The air has finally cleared and a “defeat Russia but don’t crush it” stance has appeared. Monsieur le Président certainly wants to chart a pragmatic path that inflicts minimum harm and that’s what would be a priority when he lands in Beijing to talk about the war. Would he receive the support of EU allies? Seems difficult, given his past misjudgements and the regional organisation’s recent tussles with Beijing ranging from trade negotiations to the issue of human rights violation.

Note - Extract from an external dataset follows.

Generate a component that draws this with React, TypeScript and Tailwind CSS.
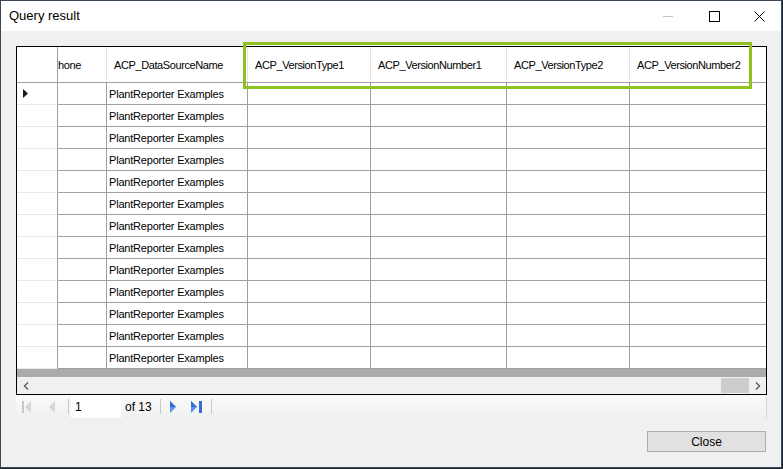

How successful Macron gets in making EU negotiate with China also depends on how successful Beijing gets in getting Moscow on board, which after all is more difficult than dealing with Tehran and Riyadh. While Russia seems agreeable to China’s plan of ending the war, Putin has bigger ambitions and far lower stakes in launching an all-out war with Washington and allies than Beijing does. The deepening “comprehensive strategic partnership of coordination for new era” between China and Russia remains unclear and so is how much dependence on Beijing would dictate any change in Putin’s plans. Even if China’s actions embolden Russia as claimed, Beijing knows it is in its favour to tone down Moscow’s belligerence considering the economic costs and military harm that Washington is capable of lashing. Macron too is unsure about how tightly he would like to embrace China. For now, better ties is what he eyes. The question arises – If Paris sneezes in favour of resetting ties with Beijing, would the rest of Europe catch the cold? Only time will tell.